CAMPOS, R. A.; http://lattes.cnpq.br/7700902590107065; CAMPOS, Rogênia Araújo.
Resumen:
Bee honey is a natural food from plant nectar through bees. The quality of honey is determined by several factors such as flowering, climate, hygiene practices employed in its extraction. Thus, honey bee species Appis Mellifera L. has its own microbiological and physicochemical characteristics determining its quality. The objective of this study is to evaluate the physicochemical and microbiological characteristics of Apis mellifera honey produced by different associations and informal beekeepers in the city of Nazarezinho, located in Sertão da Paraíba.
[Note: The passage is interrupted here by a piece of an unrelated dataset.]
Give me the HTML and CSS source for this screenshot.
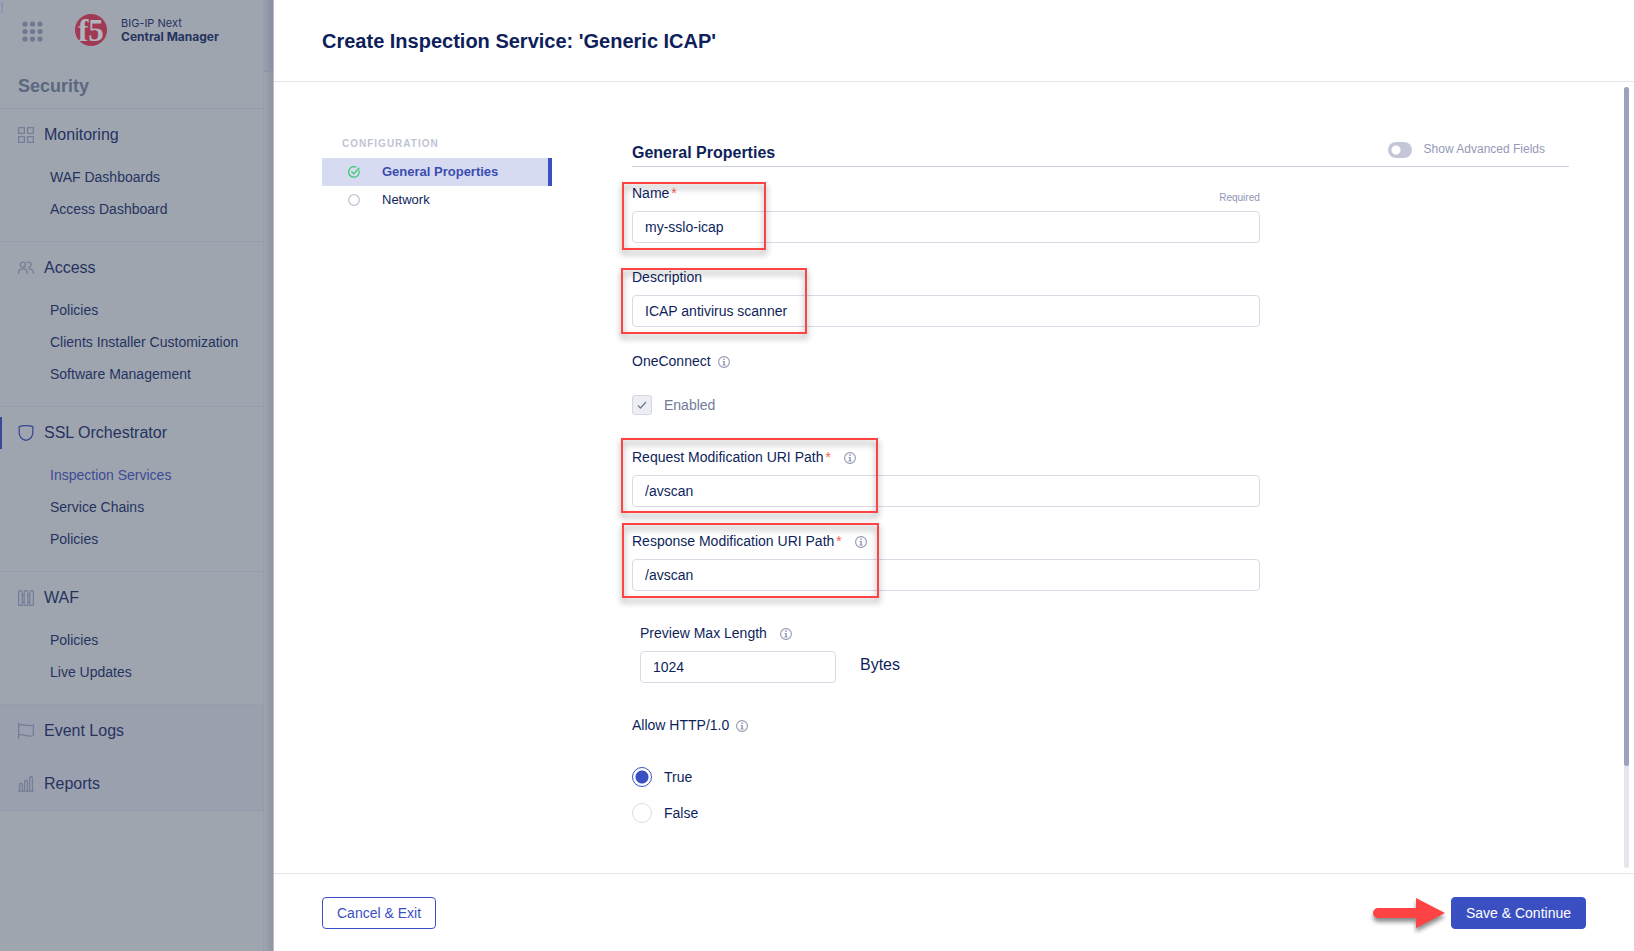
FILE: index.html
```html
<!DOCTYPE html>
<html lang="en">
<head>
<meta charset="utf-8">
<title>Create Inspection Service</title>
<link rel="stylesheet" href="styles.css">
</head>
<body>
<svg class="defs" aria-hidden="true">
  <symbol id="info" viewBox="0 0 12 12"><circle cx="6" cy="6" r="5.4" fill="none" stroke="currentColor" stroke-width="1.1"/><path d="M5.3 2.6h1.5v1.4H5.3zM4.6 5h2.2v3.4h.9v1H4.4v-1h.9V6h-.7z" fill="currentColor"/></symbol>
</svg>
<div class="app">
  <aside class="sidebar">
    <header class="brand">
      <button class="launcher" type="button" aria-label="Applications">
        <svg viewBox="0 0 21 21" width="21" height="21" fill="currentColor"><circle cx="3" cy="3" r="2.6"/><circle cx="10.500" cy="3" r="2.6"/><circle cx="18" cy="3" r="2.6"/><circle cx="3" cy="10.500" r="2.6"/><circle cx="10.500" cy="10.500" r="2.6"/><circle cx="18" cy="10.500" r="2.6"/><circle cx="3" cy="18" r="2.6"/><circle cx="10.500" cy="18" r="2.6"/><circle cx="18" cy="18" r="2.6"/></svg>
      </button>
      <svg class="logo" viewBox="0 0 32 32" width="32" height="32"><circle cx="16" cy="16" r="16" fill="#a03a54"/><text x="3" y="27" class="logo-text">f5</text></svg>
      <div class="product"><span>BIG-IP Next</span><strong>Central Manager</strong></div>
    </header>
    <h2 class="area">Security</h2>
    <nav>
      <section class="group">
        <h3><svg viewBox="0 0 16 16" width="16" height="16"><path d="M.6.6h5.800v5.800h-5.800zM9.600.6h5.800v5.800h-5.800zM.6 9.600h5.800v5.800h-5.800zM9.600 9.600h5.800v5.800h-5.800z"/></svg>Monitoring</h3>
        <a href="#">WAF Dashboards</a><a href="#">Access Dashboard</a>
      </section>
      <section class="group">
        <h3><svg viewBox="0 0 16 16" width="16" height="16"><circle cx="4.800" cy="4.800" r="2.600"/><path d="M.6 14V12.500C.6 10 2.500 8.800 4.800 8.800S9 10 9 12.500V14M8.800 2.800A2.600 2.600 0 1 1 9.800 7.200M10.500 8.900C13.500 8.600 15.400 10 15.400 12.500V14"/></svg>Access</h3>
        <a href="#">Policies</a><a href="#">Clients Installer Customization</a><a href="#">Software Management</a>
      </section>
      <section class="group current">
        <h3><svg viewBox="0 0 16 16" width="16" height="16"><path d="M1.200 1.600Q8-.4 14.800 1.600V7.500C14.800 12 12 14.500 8 15.500C4 14.500 1.200 12 1.200 7.500Z"/></svg>SSL Orchestrator</h3>
        <a href="#" class="active">Inspection Services</a><a href="#">Service Chains</a><a href="#">Policies</a>
      </section>
      <section class="group">
        <h3><svg viewBox="0 0 16 16" width="16" height="16"><path d="M.6 15.400V3Q.6.6 2.400.6T4.200 3V15.400ZM6.200 15.400V3Q6.200.6 8 .6T9.800 3V15.400ZM11.800 15.400V3Q11.800.6 13.600.6T15.400 3V15.400ZM4.200 5h2M4.200 12h2M9.800 5h2M9.800 12h2"/></svg>WAF</h3>
        <a href="#">Policies</a><a href="#">Live Updates</a>
      </section>
      <section class="group single">
        <h3><svg viewBox="0 0 16 16" width="16" height="16"><path d="M.6 0V16M.6 2.500C3-.5 7 4.500 15.400 2V12.500C9 15 4.500 9.500.6 12.500"/></svg>Event Logs</h3>
      </section>
      <section class="group single">
        <h3><svg viewBox="0 0 16 16" width="16" height="16"><path d="M0 15.200H16M1.600 15V8.500Q1.600 7.500 2.600 7.500H3.400Q4.400 7.500 4.400 8.500V15M6.600 15V5.500Q6.600 4.500 7.600 4.500H8.400Q9.400 4.500 9.400 5.500V15M11.600 15V2Q11.600.6 13 .6T14.400 2V15"/></svg>Reports</h3>
      </section>
    </nav>
  </aside>
  <div class="backdrop"><div class="backdrop-bar"></div></div>
  <main class="panel">
    <header class="panel-head"><h1>Create Inspection Service: 'Generic ICAP'</h1></header>
    <div class="panel-body">
      <nav class="steps">
        <p>CONFIGURATION</p>
        <a href="#" class="step selected"><svg viewBox="0 0 12 12" width="12" height="12"><path d="M11 4.500A5.300 5.300 0 1 1 8.300 1.200M3.400 5.400 5.800 7.800 11.400 1.800"/></svg>General Properties</a>
        <a href="#" class="step"><svg viewBox="0 0 12 12" width="12" height="12"><circle cx="6" cy="6" r="5.300"/></svg>Network</a>
      </nav>
      <form class="form" id="icap">
        <div class="form-head">
          <h2>General Properties</h2>
          <label class="advanced"><input type="checkbox" role="switch"><span>Show Advanced Fields</span></label>
        </div>
        <div class="fields">
          <div class="field">
            <div class="caption"><label for="name">Name<i>*</i></label><small>Required</small></div>
            <input type="text" id="name" value="my-sslo-icap">
            <div class="mark mark-name"></div>
          </div>
          <div class="field">
            <div class="caption"><label for="desc">Description</label></div>
            <input type="text" id="desc" value="ICAP antivirus scanner">
            <div class="mark mark-desc"></div>
          </div>
          <div class="field choice">
            <div class="caption"><span>OneConnect</span><svg class="info"><use href="#info"/></svg></div>
            <label class="option disabled"><span class="tick"><input type="checkbox" checked disabled><svg viewBox="0 0 20 20" width="20" height="20"><path d="M6 10.500 8.500 13 14 7"/></svg></span>Enabled</label>
          </div>
          <div class="field">
            <div class="caption"><label for="req">Request Modification URI Path<i>*</i></label><svg class="info wide"><use href="#info"/></svg></div>
            <input type="text" id="req" value="/avscan">
            <div class="mark mark-req"></div>
          </div>
          <div class="field">
            <div class="caption"><label for="res">Response Modification URI Path<i>*</i></label><svg class="info wide"><use href="#info"/></svg></div>
            <input type="text" id="res" value="/avscan">
            <div class="mark mark-res"></div>
          </div>
          <div class="field preview">
            <div class="caption"><label for="len">Preview Max Length</label><svg class="info wide"><use href="#info"/></svg></div>
            <div class="with-unit"><input type="text" id="len" value="1024"><span>Bytes</span></div>
          </div>
          <div class="field choice" role="radiogroup" aria-labelledby="http">
            <div class="caption"><span id="http">Allow HTTP/1.0</span><svg class="info"><use href="#info"/></svg></div>
            <label class="option first"><input type="radio" name="http" checked>True</label>
            <label class="option"><input type="radio" name="http">False</label>
          </div>
        </div>
      </form>
      <div class="scroll"><div class="thumb"></div></div>
    </div>
    <footer class="panel-foot">
      <button type="button" class="btn">Cancel &amp; Exit</button>
      <div class="save">
        <svg class="arrow" viewBox="0 0 74 32" width="74" height="32"><path d="M6 11H44V1L73 16 44 31V21H6A5 5 0 0 1 6 11Z" fill="#fd4343"/></svg>
        <button type="submit" form="icap" class="btn primary">Save &amp; Continue</button>
      </div>
    </footer>
  </main>
</div>
</body>
</html>
```

FILE: styles.css
```css
* { box-sizing: border-box; }
body { margin: 0; font-family: "Liberation Sans", Arial, sans-serif; font-size: 14px; line-height: 20px; color: #0e1f5b; }
h1, h2, h3, p { margin: 0; }
a { color: inherit; text-decoration: none; }
button, input { font: inherit; color: inherit; margin: 0; }
.defs { display: none; }
.app { display: flex; min-height: 100vh; background: #9ea5af; }

/* Sidebar */
.sidebar { position: relative; flex: 0 0 264px; border-right: 1px solid #979daa; color: #26335f; }
.sidebar::before { content: ""; position: absolute; left: 1px; top: 2px; width: 2px; height: 11px; background: #8c94b8; }
.brand { display: flex; align-items: flex-start; height: 64px; padding: 14px 0 0 22px; }
.launcher { display: block; padding: 0; margin: 7px 32px 0 0; border: 0; background: none; color: #6f7990; line-height: 0; }
.logo { flex: none; margin-right: 14px; overflow: visible; }
.logo-text { fill: #b0b5be; font-family: "Liberation Serif", serif; font-size: 31px; font-weight: 700; }
.product { display: flex; flex-direction: column; padding-top: 2px; font-family: Inter, sans-serif; line-height: 14px; }
.product span { font-size: 11px; }
.product strong { font-size: 12px; font-weight: 700; }
.area { padding: 10px 18px; height: 45px; border-bottom: 1px solid #969daa; font-size: 18px; line-height: 24px; color: #5c6780; }
.group { padding-bottom: 16px; border-bottom: 1px solid #979daa; }
.group h3 { display: flex; align-items: center; gap: 10px; height: 52px; padding-left: 18px; font-size: 16px; font-weight: 400; }
.group h3 svg { fill: none; stroke: #757e96; stroke-width: 1.3; }
.group a { display: block; padding-left: 50px; line-height: 32px; }
.group .active { color: #3d4a96; }
.current h3 { background: linear-gradient(#3b4998, #3b4998) 0 50% / 2px 32px no-repeat; }
.current h3 svg { stroke: #3d4a96; }
.single { padding-bottom: 0; background: #9ba0ae; }
.backdrop { flex: 0 0 10px; background: linear-gradient(90deg, #9ea5af, #8e95a3); border-right: 1px solid #b9bec7; }
.backdrop-bar { height: 72px; border-bottom: 1px solid #8c93a3; background: linear-gradient(90deg, #999fad, #888fa0); }

/* Panel */
.panel { flex: 1; min-width: 0; display: flex; flex-direction: column; background: #fff; }
.panel-head { height: 82px; padding: 26px 48px; border-bottom: 1px solid #e5e6ee; }
.panel-head h1 { font-size: 20px; line-height: 30px; }
.panel-body { flex: 1; display: flex; padding-left: 48px; }
.steps { flex: 0 0 230px; padding-top: 52px; font-size: 13px; }
.steps p { padding: 0 0 4px 20px; font-size: 10px; font-weight: 700; letter-spacing: 1px; color: #c0c4d5; }
.step { display: flex; align-items: center; gap: 22px; height: 28px; padding-left: 26px; }
.step svg { fill: none; stroke: #c0c4d5; stroke-width: 1.3; }
.selected { font-weight: 700; color: #3a4db0; background: #d7dbf1; border-right: 4px solid #3a50c2; }
.selected svg { stroke: #3ecb75; }

/* Form */
.form { flex: 1; margin: 50px 55px 50px 80px; }
.form-head { display: flex; justify-content: space-between; height: 35px; border-bottom: 1px solid #cbd0e3; }
.form-head h2 { padding-top: 11px; font-size: 16px; line-height: 20px; }
.advanced { display: flex; align-items: center; gap: 12px; height: 34px; padding: 2px 24px 0 0; font-size: 12px; color: #9399b7; }
.advanced span { padding-bottom: 3px; }
.advanced input { appearance: none; width: 24px; height: 16px; border-radius: 8px; background: radial-gradient(circle at 8px 8px, #fff 4px, #c4c7d7 5px); }
.fields { width: 67%; padding-top: 16px; display: flex; flex-direction: column; gap: 24px; }
.field { position: relative; }
.caption { display: flex; align-items: center; height: 20px; margin-bottom: 8px; }
.caption i { margin-left: 2px; font-style: normal; color: #fd5c4c; }
.caption small { margin: 10px 0 0 auto; font-size: 10px; color: #8e95b3; }
.info { width: 12px; height: 12px; margin: 2px 0 0 7px; color: #9298b2; }
.info.wide { margin-left: 13px; }
input[type=text] { display: block; width: 100%; height: 32px; padding: 0 12px; border: 1px solid #d8dae5; border-radius: 4px; background: #fff; }
.option { display: flex; align-items: center; gap: 12px; height: 20px; margin-top: 16px; }
.option input { flex: none; }
.disabled { margin: 24px 0 8px; color: #737b9a; }
.tick { display: grid; }
.tick > * { grid-area: 1 / 1; }
.tick input { appearance: none; width: 20px; height: 20px; border: 1px solid #d5d7e2; border-radius: 3px; background: #edeef3; }
.tick svg { position: relative; fill: none; stroke: #747c9c; stroke-width: 1.4; }
.option.first { margin-top: 32px; }
.option input[type=radio] { appearance: none; width: 20px; height: 20px; border: 1px solid #dcdee8; border-radius: 50%; background: #fff; }
.option input[type=radio]:checked { border-color: #3a50c2; background: radial-gradient(circle, #3a50c2 6px, #fff 7px); }
.preview { margin: 8px 0 8px 8px; }
.with-unit { display: flex; gap: 24px; font-size: 16px; }
.with-unit span { padding-top: 4px; }
.with-unit input { width: 196px; font-size: 14px; }

/* Callouts */
.mark { position: absolute; border: 2px solid #fd4343; filter: drop-shadow(0 4px 3px rgba(0, 0, 0, 0.45)); pointer-events: none; }
.mark-name { left: -10px; top: -1px; bottom: -7px; width: 144px; }
.mark-desc { left: -11px; top: 1px; bottom: -7px; width: 186px; }
.mark-req { left: -11px; top: -9px; bottom: -6px; width: 257px; }
.mark-res { left: -10px; top: -8px; bottom: -7px; width: 257px; }

.scroll { flex: 0 0 5px; margin: 5px 5px 5px 0; border-radius: 3px; background: #e5e6ee; }
.thumb { height: 87%; border-radius: 3px; background: #9ba2bd; }

/* Footer */
.panel-foot { display: flex; justify-content: space-between; align-items: center; height: 78px; padding: 0 48px; border-top: 1px solid #e5e6ee; }
.btn { height: 32px; padding: 0 14px; border: 1px solid #3a50c2; border-radius: 4px; background: #fff; color: #3a50c2; }
.primary { background: #3a50c2; color: #fff; }
.save { position: relative; }
.arrow { position: absolute; right: 140px; top: 0; filter: drop-shadow(0 4px 2px rgba(0, 0, 0, 0.45)); overflow: visible; }
```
In order to verify the quality of the product produced and compare the results with those required by the current Brazilian honey legislation. Thus, 30 honey samples from different floral origins were studied. Of which 10 samples were obtained from the local trade, 10 samples from meliras and 10 from Associations. Qualitative physicochemical analyzes were performed of: humidity, acidity, ashes, pH, ºBrix, Lund, Lugol and Fiehe according to the Adolfo Lutz Institute Analytical Standards (2008). For the microbiological analyzes were studied; presence of coliforms at 35ºC and 45ºC, reducing Clostridium sulfite, Salmonella SP and E colli. Statistical differences were observed by Tukey test at 5% level among all analyzes except for ° Brix.